Thursday, November 7, 2013

It's Broken

I hope I don't get caught posting this by anyone I work with in Texas but the system is in dire straits.   Visiting schools this week in the Texas valley has really opened my eyes.  As you know, I teach a one day course to prepare students for the university entrance exam and have been teaching in Texas high schools and now visiting the districts to promote the course.  Sure, it is a business but education became a business a long time ago.

Huge facilities are being built at multi-million dollar prices providing students with stadiums, personal training gyms, indoor swim facilities, huge cafeterias that no longer supply healthy food but allow concessions from all the big name fast food restaurants to open a venue in the "food court" of high schools.  This should be shocking but most people think it is really "que moderno", wow, super fancy, we are really going somewhere.

Yet in all of this, where are the students going in terms of their education?  Average SAT scores in the Texas valley hover around 1195 when the national average is 1500 out of 1400 points which isn't saying much for modern day education.  

More programs offering financial help to families, students and institutions continue to open up.  There are more programs for disadvantages kids than any other programs available.  They provide tutoring, free lunch programs, free transportation, free clothing, the list goes on.  How has it helped the disadvantaged children?  It has only brought them down to a lower rung, increased obesity, and an overall malaise for learning.

There are programs that fall under the category of early college.  Fantastic programs but the number of students is relatively small compared to the overall number of students in any district.  Good thing they are grooming these young people who really do have a desire to learn but what is happening to the rest of the students?  The average ACT score is still below the national average.   Forty million Americans today do not have a high school diploma.  

In addition, the average high school GPA is only 2.9, that means that 50% are under that number.  I guess my point of all this is that you can throw all the money you want at education but that doesn't make a student work harder or gain more knowledge.  In Mexico we recently had a girl, Paloma Noyola, who was named a math whiz and next in line to replace Steve Jobs.  She lives below the poverty line, goes to school in what most would consider a run-down shack with next to nothing in regards to technology and yet has accomplished what most kids never will.   It was her desire to learn, her parents who push her, and the teachers who work hard in her school to bring her the education every child in the world deserves.
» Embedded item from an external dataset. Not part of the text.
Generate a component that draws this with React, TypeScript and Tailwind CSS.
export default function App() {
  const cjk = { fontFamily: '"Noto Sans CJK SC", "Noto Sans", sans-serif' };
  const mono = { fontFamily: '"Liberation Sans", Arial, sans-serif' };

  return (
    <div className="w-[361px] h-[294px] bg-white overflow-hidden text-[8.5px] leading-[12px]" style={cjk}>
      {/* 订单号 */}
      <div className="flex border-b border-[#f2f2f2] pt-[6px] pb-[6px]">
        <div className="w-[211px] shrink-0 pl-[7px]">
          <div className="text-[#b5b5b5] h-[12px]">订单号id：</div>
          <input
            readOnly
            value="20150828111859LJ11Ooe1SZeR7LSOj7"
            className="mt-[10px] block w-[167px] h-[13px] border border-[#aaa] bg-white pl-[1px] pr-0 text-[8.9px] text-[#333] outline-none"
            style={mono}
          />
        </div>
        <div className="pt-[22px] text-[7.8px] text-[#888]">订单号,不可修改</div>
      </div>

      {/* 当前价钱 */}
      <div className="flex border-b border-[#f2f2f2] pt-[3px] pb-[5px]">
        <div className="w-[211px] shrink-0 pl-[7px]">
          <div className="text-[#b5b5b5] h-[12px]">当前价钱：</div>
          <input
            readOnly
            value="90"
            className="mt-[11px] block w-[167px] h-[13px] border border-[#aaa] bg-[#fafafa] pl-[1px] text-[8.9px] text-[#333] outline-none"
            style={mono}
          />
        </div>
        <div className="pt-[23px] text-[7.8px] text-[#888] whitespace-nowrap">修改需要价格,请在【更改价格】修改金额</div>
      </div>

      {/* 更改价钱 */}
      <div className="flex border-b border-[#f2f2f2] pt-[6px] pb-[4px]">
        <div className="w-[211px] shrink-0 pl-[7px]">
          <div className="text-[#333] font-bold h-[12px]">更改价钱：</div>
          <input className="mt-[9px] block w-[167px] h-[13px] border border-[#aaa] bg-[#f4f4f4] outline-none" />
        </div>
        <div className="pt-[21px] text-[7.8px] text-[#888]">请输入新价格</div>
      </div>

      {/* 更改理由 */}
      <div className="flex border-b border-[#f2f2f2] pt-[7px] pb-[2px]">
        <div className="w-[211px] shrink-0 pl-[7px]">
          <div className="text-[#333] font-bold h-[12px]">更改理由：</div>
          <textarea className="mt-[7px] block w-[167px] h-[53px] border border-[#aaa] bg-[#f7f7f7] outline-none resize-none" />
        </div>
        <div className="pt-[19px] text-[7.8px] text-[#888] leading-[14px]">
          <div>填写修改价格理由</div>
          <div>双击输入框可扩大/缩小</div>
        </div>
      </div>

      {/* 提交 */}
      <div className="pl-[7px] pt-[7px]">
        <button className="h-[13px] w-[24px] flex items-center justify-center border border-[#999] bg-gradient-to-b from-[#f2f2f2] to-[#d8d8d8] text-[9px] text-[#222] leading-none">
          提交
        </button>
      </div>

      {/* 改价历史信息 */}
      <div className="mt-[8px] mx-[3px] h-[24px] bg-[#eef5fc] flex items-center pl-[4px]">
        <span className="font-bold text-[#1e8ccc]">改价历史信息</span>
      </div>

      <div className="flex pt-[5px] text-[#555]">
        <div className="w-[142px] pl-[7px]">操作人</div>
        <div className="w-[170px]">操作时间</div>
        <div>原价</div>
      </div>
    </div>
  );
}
Don't get me wrong, I am an American, I love traveling in the U.S. but the reality is, we are living on credit with a credit card that maxed out its limit years ago and money may make a place look pretty but not very functional.  The system is broken, it needs fixing, and if we don't get with it soon we will all be sorry we looked the other way.   

A bond issue was turned down by voters yesterday in Katy, Tx for a high school stadium with an estimated building cost of 70 million dollars.   Are they mad?  We've got our head in the wrong direction if you know what I mean and people need to stand up and say enough is enough and it is time to get back to basics in education.  Demand a pass or fail system where students are pushed to excel, pushed to do the best they can and push may not be the best word I could use.  All kids have the same abilities, it is a matter of taking advantage of what they have in them.   I'm tired of hearing that a 7 out of 10 is a passing grade.  What is the message being sent to a student who is told that the minimum is good enough?

As we say on internet forums, flame suit on!